Kacsmaryk is the Texas-based judge handpicked by antiabortion advocates — he is the sole jurist who sits in the Amarillo division of the Northern District of Texas — to hear their challenge to the legality of abortion medication.

And so he did, ruling exactly as expected. In an opinion released Friday, Kacsmaryk invalidated the Food and Drug Administration’s 23-year-old approval of the abortion drug mifepristone and, for good measure, found that abortion medications cannot be sent by mail or other delivery service under the terms of an 1873 anti-vice law.

We just cannot escape the shadow of Reconstruction, can we?

Kacsmaryk is yet another ideologue in robes, Marcus laments.

At his confirmation hearings, Kacsmaryk testified that federal judges are bound “to read the law as it is written and not read into it any policy preference that they might have had before they were judges.”

So, let’s look what he did Friday. Given the nationwide attention to the case, you might have thought that Kacsmaryk would have taken pains to appear as judicious as possible. But no: A dozen sentences into the opinion, his personal views about abortion become unmistakable. Mifepristone, Kacsmaryk writes, “is a synthetic steroid that blocks the hormone progesterone, halts nutrition, and ultimately starves the unborn human until death.”

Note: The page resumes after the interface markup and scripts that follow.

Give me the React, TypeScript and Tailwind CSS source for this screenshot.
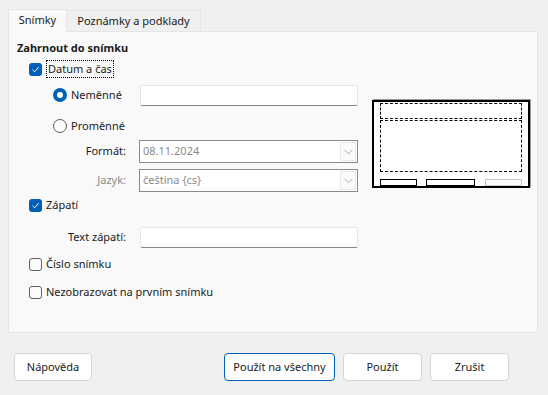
import React from 'react';

const font = { fontFamily: '"Noto Sans", "Liberation Sans", sans-serif' };

const Check: React.FC<{ checked?: boolean }> = ({ checked }) =>
  checked ? (
    <span className="w-[13px] h-[13px] rounded-[3px] bg-[#005fb8] flex items-center justify-center shrink-0">
      <svg width="9" height="9" viewBox="0 0 9 9">
        <path d="M1.5 4.8 L3.6 6.8 L7.6 2.2" fill="none" stroke="#fff" strokeWidth="1" />
      </svg>
    </span>
  ) : (
    <span className="w-[13px] h-[13px] rounded-[3px] border border-[#5f5f5f] bg-[#fbfbfb] shrink-0" />
  );

const Radio: React.FC<{ checked?: boolean }> = ({ checked }) =>
  checked ? (
    <span className="w-[14px] h-[14px] rounded-full bg-[#005fb8] flex items-center justify-center shrink-0">
      <span className="w-[6px] h-[6px] rounded-full bg-white" />
    </span>
  ) : (
    <span className="w-[14px] h-[14px] rounded-full border border-[#5f5f5f] bg-[#fbfbfb] shrink-0" />
  );

const TextBox: React.FC = () => (
  <div className="w-[218px] h-[21px] bg-white border border-[#e5e5e5] border-b-[#868686] rounded-[2px]" />
);

const Select: React.FC<{ value: string }> = ({ value }) => (
  <div className="w-[219px] h-[23px] bg-white border border-[#868a90] flex items-center justify-between pl-[3px] pr-[1px]">
    <span className="text-[#8b8b8b]">{value}</span>
    <span className="w-[16px] h-[19px] border border-[#e8e8e8] bg-[#fbfbfb] flex items-center justify-center">
      <svg width="9" height="6" viewBox="0 0 9 6">
        <path d="M0.5 0.8 L4.5 4.8 L8.5 0.8" fill="none" stroke="#a8a8a8" strokeWidth="1" />
      </svg>
    </span>
  </div>
);

const Btn: React.FC<{ label: string; w: string; primary?: boolean }> = ({ label, w, primary }) => (
  <div
    className={`${w} h-[28px] rounded-[4px] bg-white flex items-center justify-center text-[#1b1b1b] ${
      primary ? 'border border-[#005fb8]' : 'border border-[#d5d5d5]'
    }`}
  >
    {label}
  </div>
);

export default function App() {
  return (
    <div className="w-[548px] h-[395px] bg-[#f0f0f0] text-[11px] text-[#1b1b1b] relative" style={font}>
      <div className="pt-[8px] px-[8px]">
        {/* Tabs */}
        <div className="flex items-end h-[23px]">
          <div className="w-[59px] h-[23px] bg-[#f9f9f9] border border-[#e5e5e5] border-b-0 flex items-center justify-center relative z-10 -mb-px pb-[1px]">
            Snímky
          </div>
          <div className="w-[134px] h-[21px] bg-[#f0f0f0] border border-[#e5e5e5] border-b-0 border-l-0 flex items-center justify-center">
            Poznámky a podklady
          </div>
        </div>
        {/* Panel */}
        <div className="w-[530px] h-[302px] bg-[#f9f9f9] border border-[#e5e5e5] pl-[8px] pt-[8px] flex">
          <div className="w-[355px]">
            <div className="font-bold h-[16px] leading-[16px]">Zahrnout do snímku</div>
            <div className="flex items-center gap-[4px] h-[20px] pl-[12px] mt-[3px]">
              <Check checked />
              <span className="border border-dotted border-black px-[1px] leading-[16px]">Datum a čas</span>
            </div>
            <div className="flex items-center h-[22px] pl-[36px] mt-[5px]">
              <Radio checked />
              <span className="ml-[4px] w-[69px]">Neměnné</span>
              <TextBox />
            </div>
            <div className="flex items-center h-[20px] pl-[36px] mt-[10px]">
              <Radio />
              <span className="ml-[4px]">Proměnné</span>
            </div>
            <div className="flex items-center h-[23px] mt-[4px]">
              <span className="w-[109px] text-right">Formát:</span>
              <span className="w-[13px]" />
              <Select value="08.11.2024" />
            </div>
            <div className="flex items-center h-[23px] mt-[6px]">
              <span className="w-[109px] text-right text-[#8b8b8b]">Jazyk:</span>
              <span className="w-[13px]" />
              <Select value="čeština {cs}" />
            </div>
            <div className="flex items-center gap-[4px] h-[20px] pl-[12px] mt-[3px]">
              <Check checked />
              <span>Zápatí</span>
            </div>
            <div className="flex items-center h-[22px] mt-[11px]">
              <span className="w-[109px] text-right">Text zápatí:</span>
              <span className="w-[14px]" />
              <TextBox />
            </div>
            <div className="flex items-center gap-[4px] h-[20px] pl-[12px] mt-[6px]">
              <Check />
              <span>Číslo snímku</span>
            </div>
            <div className="flex items-center gap-[4px] h-[20px] pl-[12px] mt-[8px]">
              <Check />
              <span>Nezobrazovat na prvním snímku</span>
            </div>
          </div>
          {/* Preview */}
          <div className="pt-[60px]">
            <div className="w-[158px] h-[88px] bg-white border-2 border-black shadow-[1px_-1px_0_#9a9a9a] px-[6px] pt-[1px] flex flex-col">
              <div className="h-[16px] border border-dashed border-black" />
              <div className="h-[52px] border border-dashed border-black mt-[1px]" />
              <div className="flex mt-[7px]">
                <div className="w-[37px] h-[7px] border border-black" />
                <div className="w-[49px] h-[7px] border border-black ml-[9px]" />
                <div className="w-[37px] h-[7px] border border-[#c8c8c8] ml-[10px]" />
              </div>
            </div>
          </div>
        </div>
      </div>
      {/* Buttons */}
      <div className="flex items-center px-[14px] mt-[20px]">
        <Btn label="Nápověda" w="w-[78px]" />
        <div className="flex-1" />
        <Btn label="Použít na všechny" w="w-[111px]" primary />
        <div className="w-[8px]" />
        <Btn label="Použít" w="w-[79px]" />
        <div className="w-[8px]" />
        <Btn label="Zrušit" w="w-[79px]" />
        <div className="w-[25px]" />
      </div>
    </div>
  );
}
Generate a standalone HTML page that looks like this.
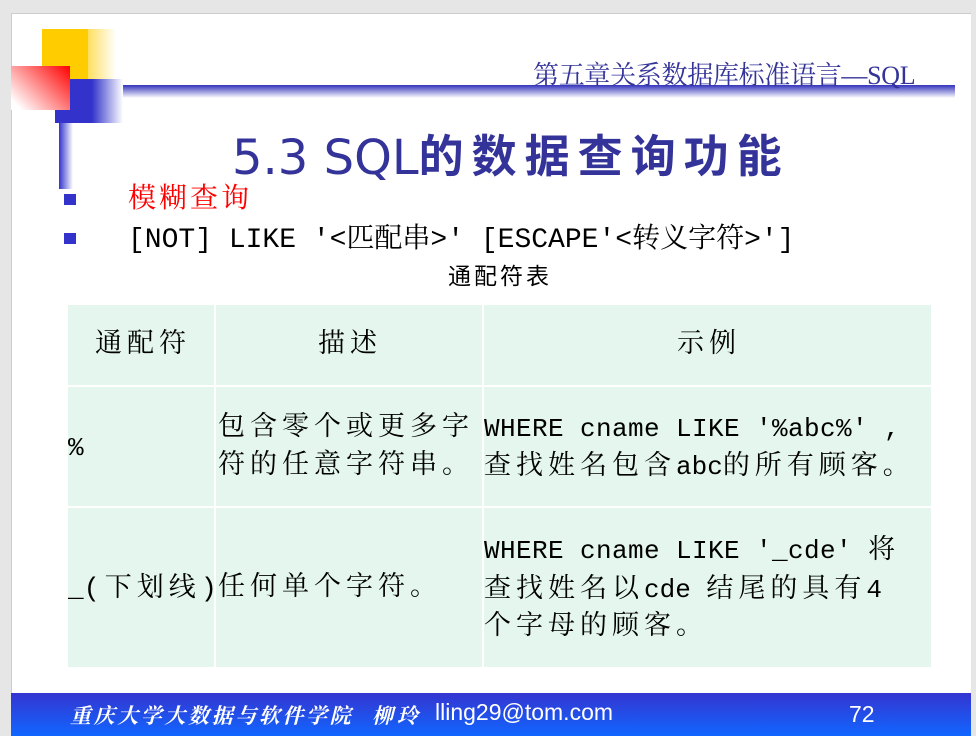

Marcus details eyewash citations Kacsmaryk uses to support legal reasoning he is making up as he goes. The language of his ruling is more advocate than jurist.

“This is a judge who knows what conclusion he wants to reach and is going to do what he must to get there — facts, fairness and law be damned,” Marcus concludes. He’s not even pretending.

Nor is the former Republican Party. Anywhere.